Well, my $89 is due in May and I’m going to downgrade the hell out of that useless card!
I had 2,206 Arrival miles. But need 10,000 Arrival miles to offset a $100+ travel purchase.
So I needed 7,794 Arrival miles. And charging $3,500 would net me 7,000. That was perfect. And didn’t account for inevitable documentation fees.
I went with that one. In the end, I earned 7,672 Arrival miles for an out-the-door price of $4,836. And now I can get $100 toward a flight, subway pass, train ticket…
In all, this would give me a $200 discount. Plus, I had them knock another $100 off the purchase price when I got to the dealership.
It was already priced well below its full retail value. And thanks to credit cards + negotiation, I got a 6% discount on the total price.
Not a bad deal at all.
Other benefits of purchasing a car this way
The more I thought about it, the more benefits I saw to charging the car instead of using debit, or withdrawing cash.
No, there wouldn’t be a warranty or purchase protection (vehicles are restricted from those coverages), but there would be other fringe benefits, like:
- Floating the cost for a few weeks until I could pay the cards off in full
- Showing the banks I’m responsible with my cards, and pay them off in time
- The bonus Alaska Airlines miles
They also helped in the negotiation. Because they put me in the position to offer full payment up-front. Which led to a lower purchase price.
Not to mention the thousands of dollars saved by not financing the vehicle!
Other reasons you might want to use a credit card for a vehicle purchase, or any other large purchase like this:
- Meet a spending threshold for elite status, bonus miles, EQMs/MQMs, stay credits, companion ticket, etc. etc.
- Meet minimum spending requirements on 1 or more cards
- Ease cash flow
- Build a positive relationship with the bank
- More accurate proof of payment than cash for your records, just in case
And again, the bargaining proposition gets a lot better when you can offer a larger amount up front.
This is obvi very niche, but I feel this story expresses some of my other tenets very well:
- Never, ever buy a new car. Always buy used. Pay in full. And take care of it until the wheels fall off.

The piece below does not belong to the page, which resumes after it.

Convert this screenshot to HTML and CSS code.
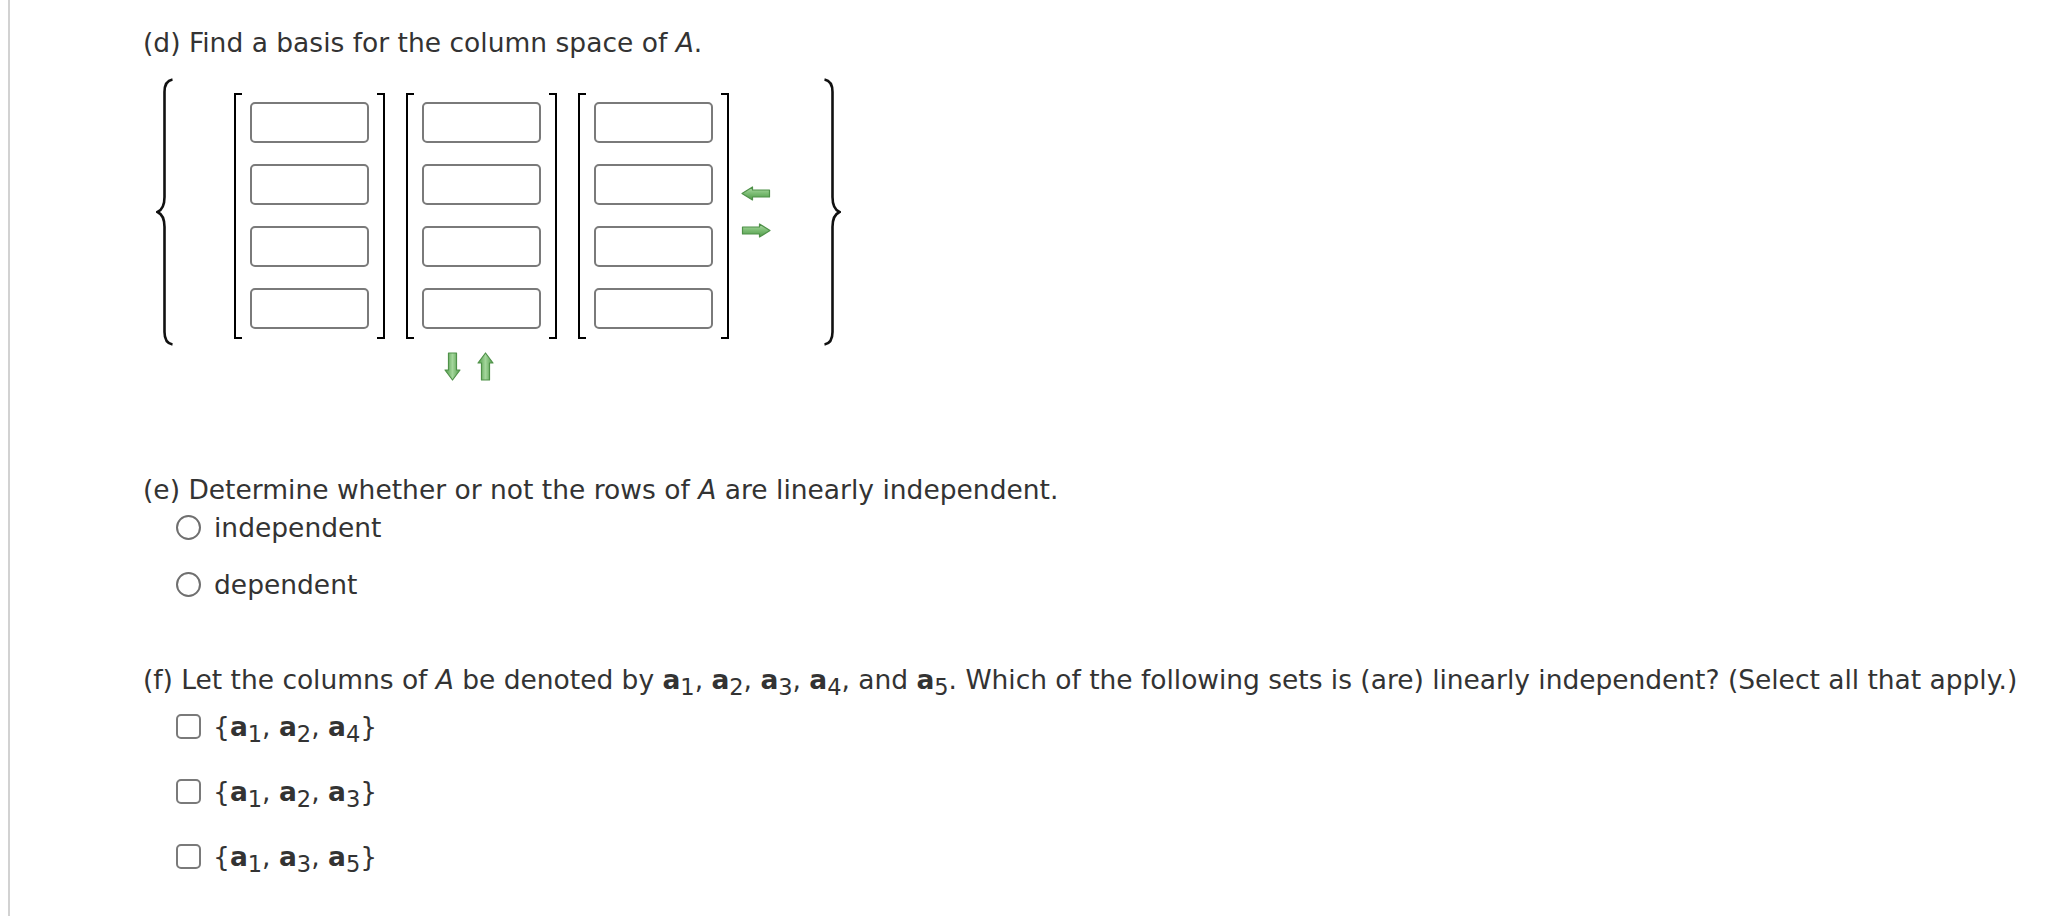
FILE: index.html
```html
<!DOCTYPE html>
<html>
<head>
<meta charset="utf-8">
<link rel="stylesheet" href="styles.css">
</head>
<body>
<div class="page">
  <div class="part part-d">
    <div class="prompt">(d) Find a basis for the column space of <i>A</i>.</div>
    <div class="basis">
      <svg class="brace" width="18" height="268" viewBox="0 0 18 268">
        <path d="M16.5 1.5 C11 2.5 8.5 6 8.5 14 L8.5 119 C8.5 128 6 132 1.5 134 C6 136 8.5 140 8.5 149 L8.5 254 C8.5 262 11 265.5 16.5 266.5" fill="none" stroke="#111" stroke-width="2.6"/>
      </svg>
      <div class="vectors">
        <div class="matrix">
          <div class="bl"></div>
          <div class="col"><span class="box"></span><span class="box"></span><span class="box"></span><span class="box"></span></div>
          <div class="br"></div>
        </div>
        <div class="matrix">
          <div class="bl"></div>
          <div class="col"><span class="box"></span><span class="box"></span><span class="box"></span><span class="box"></span></div>
          <div class="br"></div>
        </div>
        <div class="matrix">
          <div class="bl"></div>
          <div class="col"><span class="box"></span><span class="box"></span><span class="box"></span><span class="box"></span></div>
          <div class="br"></div>
        </div>
      </div>
      <div class="harrows">
        <svg width="30" height="15" viewBox="0 0 30 15">
          <defs>
            <linearGradient id="gh" x1="0" y1="0" x2="0" y2="1">
              <stop offset="0" stop-color="#b3dcab"/>
              <stop offset="0.45" stop-color="#7fbf77"/>
              <stop offset="1" stop-color="#4f9a48"/>
            </linearGradient>
          </defs>
          <path d="M1 7.5 L11.5 1 L11.5 4 L28.5 4 L28.5 11 L11.5 11 L11.5 14 Z" fill="url(#gh)" stroke="#4f9149" stroke-width="1.2" stroke-linejoin="round"/>
        </svg>
        <svg width="30" height="15" viewBox="0 0 30 15">
          <path d="M29 7.5 L18.5 1 L18.5 4 L1.5 4 L1.5 11 L18.5 11 L18.5 14 Z" fill="url(#gh)" stroke="#4f9149" stroke-width="1.2" stroke-linejoin="round"/>
        </svg>
      </div>
      <svg class="brace brace-r" width="18" height="268" viewBox="0 0 18 268">
        <path d="M1.5 1.5 C7 2.5 9.5 6 9.5 14 L9.5 119 C9.5 128 12 132 16.5 134 C12 136 9.5 140 9.5 149 L9.5 254 C9.5 262 7 265.5 1.5 266.5" fill="none" stroke="#111" stroke-width="2.6"/>
      </svg>
    </div>
    <div class="varrows">
      <svg width="17" height="29" viewBox="0 0 17 29">
        <defs>
          <linearGradient id="gv" x1="0" y1="0" x2="1" y2="0">
            <stop offset="0" stop-color="#4f9a48"/>
            <stop offset="0.5" stop-color="#a3d69b"/>
            <stop offset="1" stop-color="#4f9a48"/>
          </linearGradient>
        </defs>
        <path d="M4.5 1 L12.5 1 L12.5 18 L16 18 L8.5 28 L1 18 L4.5 18 Z" fill="url(#gv)" stroke="#4f9149" stroke-width="1.2" stroke-linejoin="round"/>
      </svg>
      <svg width="17" height="29" viewBox="0 0 17 29">
        <path d="M4.5 28 L12.5 28 L12.5 11 L16 11 L8.5 1 L1 11 L4.5 11 Z" fill="url(#gv)" stroke="#4f9149" stroke-width="1.2" stroke-linejoin="round"/>
      </svg>
    </div>
  </div>

  <div class="part part-e">
    <div class="prompt">(e) Determine whether or not the rows of <i>A</i> are linearly independent.</div>
    <div class="options radios">
      <label class="option"><span class="radio"></span><span>independent</span></label>
      <label class="option"><span class="radio"></span><span>dependent</span></label>
    </div>
  </div>

  <div class="part part-f">
    <div class="prompt">(f) Let the columns of <i>A</i> be denoted by <b>a</b><sub>1</sub>, <b>a</b><sub>2</sub>, <b>a</b><sub>3</sub>, <b>a</b><sub>4</sub>, and <b>a</b><sub>5</sub>. Which of the following sets is (are) linearly independent? (Select all that apply.)</div>
    <div class="options checks">
      <label class="option"><span class="check"></span><span>{<b>a</b><sub>1</sub>, <b>a</b><sub>2</sub>, <b>a</b><sub>4</sub>}</span></label>
      <label class="option"><span class="check"></span><span>{<b>a</b><sub>1</sub>, <b>a</b><sub>2</sub>, <b>a</b><sub>3</sub>}</span></label>
      <label class="option"><span class="check"></span><span>{<b>a</b><sub>1</sub>, <b>a</b><sub>3</sub>, <b>a</b><sub>5</sub>}</span></label>
    </div>
  </div>
</div>
</body>
</html>
```
FILE: styles.css
```css
html, body {
  margin: 0;
  padding: 0;
  background: #fff;
}
body {
  font-family: "DejaVu Sans", Verdana, sans-serif;
  font-size: 26.5px;
  color: #333;
}
.page {
  margin-left: 8px;
  border-left: 2px solid #d2d2d2;
  min-height: 916px;
  box-sizing: border-box;
  padding-left: 133px;
  padding-top: 27px;
}
.prompt {
  line-height: 32px;
  white-space: nowrap;
}
.prompt i { font-style: italic; }
.part-f .prompt { letter-spacing: -0.03px; }
b { font-weight: bold; }
sub {
  font-size: 0.85em;
  line-height: 0;
  vertical-align: -0.28em;
}

/* (d) basis widget */
.basis {
  display: flex;
  align-items: flex-start;
  margin-top: 19px;
  margin-left: 13px;
}
.brace { display: block; flex: none; }
.vectors {
  display: flex;
  gap: 21px;
  margin-left: 60px;
  margin-top: 15px;
}
.matrix {
  display: flex;
}
.bl, .br {
  width: 6px;
  border: 2px solid #000;
}
.bl { border-right: none; }
.br { border-left: none; }
.col {
  display: flex;
  flex-direction: column;
  gap: 21px;
  padding: 9px 8px 10px 8px;
}
.box {
  display: block;
  width: 115px;
  height: 37px;
  border: 2px solid #7a7a7a;
  border-radius: 5px;
  background: #fff;
}
.harrows {
  display: flex;
  flex-direction: column;
  gap: 22px;
  margin-left: 12px;
  align-self: center;
}
.harrows svg, .varrows svg { display: block; }
.brace-r { margin-left: 52px; }
.varrows {
  display: flex;
  gap: 16px;
  margin-top: 6px;
  margin-left: 301px;
}

/* (e) */
.part-e { margin-top: 93px; }
.options {
  display: flex;
  flex-direction: column;
  margin-left: 33px;
}
.radios { gap: 17px; margin-top: 1px; }
.option {
  display: flex;
  align-items: center;
  height: 40px;
  gap: 13px;
}
.radio {
  display: block;
  width: 21px;
  height: 21px;
  border: 2px solid #6f6f6f;
  border-radius: 50%;
  flex: none;
}

/* (f) */
.part-f { margin-top: 60px; }
.checks {
  gap: 21px;
  margin-top: 8px;
}
.checks .option { height: 44px; gap: 12px; }
.check {
  display: block;
  width: 21px;
  height: 21px;
  border: 2px solid #7a7a7a;
  border-radius: 5px;
  flex: none;
}
```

- Negotiate everything. They said their prices were firm. But I’m firm, too. Ask for the best deal.
- Credit cards do have an important place in personal finance. This is an example of when they take center stage. It’s not always all about points and miles, although I did earn a nice chunk of both.
- Set goals. My god, set goals. Goal-setting is so powerful.
I wanted to spend $6,000 or less for a silver Subaru Forester, including tax, title, base vehicle cost, and registration.
With everything added up, I came to within ~$40 of that amount. The best way to set a goal is to make it as specific as possible. Mine was specific in every detail, including color, make, model, and total price. And it materialized in the exact way I envisioned.
Envisioning is a powerful way to draw your goals to you faster.
And of course, maximize every purchase. :p
So now that it’s all laid out, how’d I do? What would you have done differently?
Would you considering purchasing an automobile with credit cards?